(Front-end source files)
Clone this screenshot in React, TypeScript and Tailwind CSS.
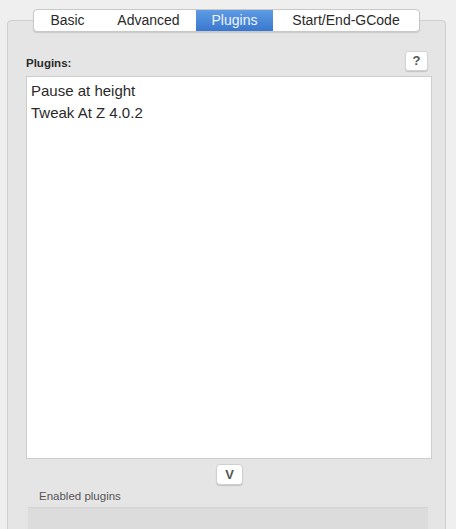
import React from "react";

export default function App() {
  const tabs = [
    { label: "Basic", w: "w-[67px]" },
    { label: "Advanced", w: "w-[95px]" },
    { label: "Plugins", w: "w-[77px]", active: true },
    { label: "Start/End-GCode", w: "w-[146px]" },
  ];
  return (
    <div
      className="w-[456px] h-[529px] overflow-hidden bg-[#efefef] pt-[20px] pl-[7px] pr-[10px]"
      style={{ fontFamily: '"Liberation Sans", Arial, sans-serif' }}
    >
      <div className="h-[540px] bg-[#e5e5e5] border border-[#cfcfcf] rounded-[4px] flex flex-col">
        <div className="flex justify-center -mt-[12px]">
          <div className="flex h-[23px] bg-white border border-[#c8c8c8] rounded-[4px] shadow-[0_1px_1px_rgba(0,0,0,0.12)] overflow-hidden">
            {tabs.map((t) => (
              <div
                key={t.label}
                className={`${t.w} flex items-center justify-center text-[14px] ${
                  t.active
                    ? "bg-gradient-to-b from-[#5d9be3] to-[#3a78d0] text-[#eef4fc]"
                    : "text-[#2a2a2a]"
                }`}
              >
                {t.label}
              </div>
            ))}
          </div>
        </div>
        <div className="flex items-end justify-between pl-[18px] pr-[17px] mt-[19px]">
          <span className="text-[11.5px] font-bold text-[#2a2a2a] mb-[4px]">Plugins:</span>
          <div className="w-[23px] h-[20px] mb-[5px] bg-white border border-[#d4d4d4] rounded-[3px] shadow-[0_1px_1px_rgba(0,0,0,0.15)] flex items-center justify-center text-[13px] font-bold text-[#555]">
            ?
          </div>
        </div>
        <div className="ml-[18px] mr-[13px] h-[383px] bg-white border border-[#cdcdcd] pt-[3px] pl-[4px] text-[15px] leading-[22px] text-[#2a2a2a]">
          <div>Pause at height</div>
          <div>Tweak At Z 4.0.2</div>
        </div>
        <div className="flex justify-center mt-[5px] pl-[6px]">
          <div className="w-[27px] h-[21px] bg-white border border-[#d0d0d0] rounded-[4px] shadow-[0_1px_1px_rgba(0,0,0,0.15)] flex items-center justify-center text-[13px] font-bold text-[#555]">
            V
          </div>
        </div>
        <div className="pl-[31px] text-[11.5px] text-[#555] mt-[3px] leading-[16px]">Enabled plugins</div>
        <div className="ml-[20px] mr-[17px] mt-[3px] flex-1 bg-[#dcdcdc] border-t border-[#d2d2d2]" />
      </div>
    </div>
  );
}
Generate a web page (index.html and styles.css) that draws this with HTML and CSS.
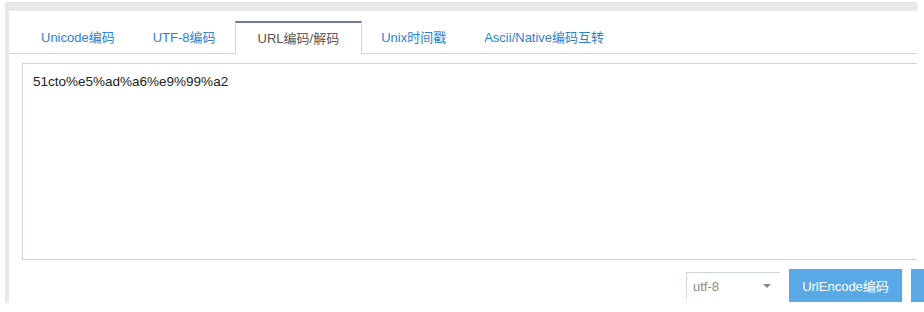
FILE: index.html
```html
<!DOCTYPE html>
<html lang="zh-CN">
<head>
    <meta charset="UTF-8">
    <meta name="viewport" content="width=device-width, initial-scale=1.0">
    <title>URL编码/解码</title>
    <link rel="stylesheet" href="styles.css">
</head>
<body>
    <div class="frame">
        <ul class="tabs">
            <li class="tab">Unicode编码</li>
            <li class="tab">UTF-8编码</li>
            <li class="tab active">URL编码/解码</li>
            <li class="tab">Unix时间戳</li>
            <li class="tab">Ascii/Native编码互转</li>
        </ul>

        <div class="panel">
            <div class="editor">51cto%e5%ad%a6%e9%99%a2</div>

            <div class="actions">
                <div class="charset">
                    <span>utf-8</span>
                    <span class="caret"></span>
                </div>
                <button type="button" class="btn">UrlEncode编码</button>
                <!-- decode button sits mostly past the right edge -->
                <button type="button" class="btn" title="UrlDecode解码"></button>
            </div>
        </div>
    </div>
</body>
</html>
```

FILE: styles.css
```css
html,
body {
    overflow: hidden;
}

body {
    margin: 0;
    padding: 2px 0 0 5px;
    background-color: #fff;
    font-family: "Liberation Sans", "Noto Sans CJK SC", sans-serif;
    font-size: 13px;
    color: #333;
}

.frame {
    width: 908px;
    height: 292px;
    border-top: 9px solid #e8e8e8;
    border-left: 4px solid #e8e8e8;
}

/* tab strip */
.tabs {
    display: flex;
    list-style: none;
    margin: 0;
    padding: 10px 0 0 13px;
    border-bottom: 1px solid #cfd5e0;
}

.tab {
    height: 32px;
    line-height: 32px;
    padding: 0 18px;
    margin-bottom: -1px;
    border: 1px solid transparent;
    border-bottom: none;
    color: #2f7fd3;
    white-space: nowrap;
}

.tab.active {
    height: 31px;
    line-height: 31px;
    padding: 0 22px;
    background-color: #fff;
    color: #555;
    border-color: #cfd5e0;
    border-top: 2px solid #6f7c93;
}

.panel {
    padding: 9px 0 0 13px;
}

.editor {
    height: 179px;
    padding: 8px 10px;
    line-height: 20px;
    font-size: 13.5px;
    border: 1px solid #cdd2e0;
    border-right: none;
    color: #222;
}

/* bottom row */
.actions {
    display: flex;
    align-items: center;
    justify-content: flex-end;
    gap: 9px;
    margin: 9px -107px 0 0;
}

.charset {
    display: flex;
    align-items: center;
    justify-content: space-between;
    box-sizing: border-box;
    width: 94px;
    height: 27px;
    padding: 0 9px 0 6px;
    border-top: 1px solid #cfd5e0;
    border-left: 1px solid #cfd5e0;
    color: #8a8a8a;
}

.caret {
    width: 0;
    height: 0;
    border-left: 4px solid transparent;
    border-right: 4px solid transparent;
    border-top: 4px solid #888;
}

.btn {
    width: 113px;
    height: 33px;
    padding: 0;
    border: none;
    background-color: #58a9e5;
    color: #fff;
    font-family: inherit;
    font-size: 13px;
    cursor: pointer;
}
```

Task.
Return the material exactly as given, apart from the pictures.

Reply.
Clone this screenshot in React, TypeScript and Tailwind CSS.
import React from "react";

export default function App() {
  const tabs = [
    { label: "Basic", w: "w-[67px]" },
    { label: "Advanced", w: "w-[95px]" },
    { label: "Plugins", w: "w-[77px]", active: true },
    { label: "Start/End-GCode", w: "w-[146px]" },
  ];
  return (
    <div
      className="w-[456px] h-[529px] overflow-hidden bg-[#efefef] pt-[20px] pl-[7px] pr-[10px]"
      style={{ fontFamily: '"Liberation Sans", Arial, sans-serif' }}
    >
      <div className="h-[540px] bg-[#e5e5e5] border border-[#cfcfcf] rounded-[4px] flex flex-col">
        <div className="flex justify-center -mt-[12px]">
          <div className="flex h-[23px] bg-white border border-[#c8c8c8] rounded-[4px] shadow-[0_1px_1px_rgba(0,0,0,0.12)] overflow-hidden">
            {tabs.map((t) => (
              <div
                key={t.label}
                className={`${t.w} flex items-center justify-center text-[14px] ${
                  t.active
                    ? "bg-gradient-to-b from-[#5d9be3] to-[#3a78d0] text-[#eef4fc]"
                    : "text-[#2a2a2a]"
                }`}
              >
                {t.label}
              </div>
            ))}
          </div>
        </div>
        <div className="flex items-end justify-between pl-[18px] pr-[17px] mt-[19px]">
          <span className="text-[11.5px] font-bold text-[#2a2a2a] mb-[4px]">Plugins:</span>
          <div className="w-[23px] h-[20px] mb-[5px] bg-white border border-[#d4d4d4] rounded-[3px] shadow-[0_1px_1px_rgba(0,0,0,0.15)] flex items-center justify-center text-[13px] font-bold text-[#555]">
            ?
          </div>
        </div>
        <div className="ml-[18px] mr-[13px] h-[383px] bg-white border border-[#cdcdcd] pt-[3px] pl-[4px] text-[15px] leading-[22px] text-[#2a2a2a]">
          <div>Pause at height</div>
          <div>Tweak At Z 4.0.2</div>
        </div>
        <div className="flex justify-center mt-[5px] pl-[6px]">
          <div className="w-[27px] h-[21px] bg-white border border-[#d0d0d0] rounded-[4px] shadow-[0_1px_1px_rgba(0,0,0,0.15)] flex items-center justify-center text-[13px] font-bold text-[#555]">
            V
          </div>
        </div>
        <div className="pl-[31px] text-[11.5px] text-[#555] mt-[3px] leading-[16px]">Enabled plugins</div>
        <div className="ml-[20px] mr-[17px] mt-[3px] flex-1 bg-[#dcdcdc] border-t border-[#d2d2d2]" />
      </div>
    </div>
  );
}
Generate a web page (index.html and styles.css) that draws this with HTML and CSS.
FILE: index.html
```html
<!DOCTYPE html>
<html lang="zh-CN">
<head>
    <meta charset="UTF-8">
    <meta name="viewport" content="width=device-width, initial-scale=1.0">
    <title>URL编码/解码</title>
    <link rel="stylesheet" href="styles.css">
</head>
<body>
    <div class="frame">
        <ul class="tabs">
            <li class="tab">Unicode编码</li>
            <li class="tab">UTF-8编码</li>
            <li class="tab active">URL编码/解码</li>
            <li class="tab">Unix时间戳</li>
            <li class="tab">Ascii/Native编码互转</li>
        </ul>

        <div class="panel">
            <div class="editor">51cto%e5%ad%a6%e9%99%a2</div>

            <div class="actions">
                <div class="charset">
                    <span>utf-8</span>
                    <span class="caret"></span>
                </div>
                <button type="button" class="btn">UrlEncode编码</button>
                <!-- decode button sits mostly past the right edge -->
                <button type="button" class="btn" title="UrlDecode解码"></button>
            </div>
        </div>
    </div>
</body>
</html>
```

FILE: styles.css
```css
html,
body {
    overflow: hidden;
}

body {
    margin: 0;
    padding: 2px 0 0 5px;
    background-color: #fff;
    font-family: "Liberation Sans", "Noto Sans CJK SC", sans-serif;
    font-size: 13px;
    color: #333;
}

.frame {
    width: 908px;
    height: 292px;
    border-top: 9px solid #e8e8e8;
    border-left: 4px solid #e8e8e8;
}

/* tab strip */
.tabs {
    display: flex;
    list-style: none;
    margin: 0;
    padding: 10px 0 0 13px;
    border-bottom: 1px solid #cfd5e0;
}

.tab {
    height: 32px;
    line-height: 32px;
    padding: 0 18px;
    margin-bottom: -1px;
    border: 1px solid transparent;
    border-bottom: none;
    color: #2f7fd3;
    white-space: nowrap;
}

.tab.active {
    height: 31px;
    line-height: 31px;
    padding: 0 22px;
    background-color: #fff;
    color: #555;
    border-color: #cfd5e0;
    border-top: 2px solid #6f7c93;
}

.panel {
    padding: 9px 0 0 13px;
}

.editor {
    height: 179px;
    padding: 8px 10px;
    line-height: 20px;
    font-size: 13.5px;
    border: 1px solid #cdd2e0;
    border-right: none;
    color: #222;
}

/* bottom row */
.actions {
    display: flex;
    align-items: center;
    justify-content: flex-end;
    gap: 9px;
    margin: 9px -107px 0 0;
}

.charset {
    display: flex;
    align-items: center;
    justify-content: space-between;
    box-sizing: border-box;
    width: 94px;
    height: 27px;
    padding: 0 9px 0 6px;
    border-top: 1px solid #cfd5e0;
    border-left: 1px solid #cfd5e0;
    color: #8a8a8a;
}

.caret {
    width: 0;
    height: 0;
    border-left: 4px solid transparent;
    border-right: 4px solid transparent;
    border-top: 4px solid #888;
}

.btn {
    width: 113px;
    height: 33px;
    padding: 0;
    border: none;
    background-color: #58a9e5;
    color: #fff;
    font-family: inherit;
    font-size: 13px;
    cursor: pointer;
}
```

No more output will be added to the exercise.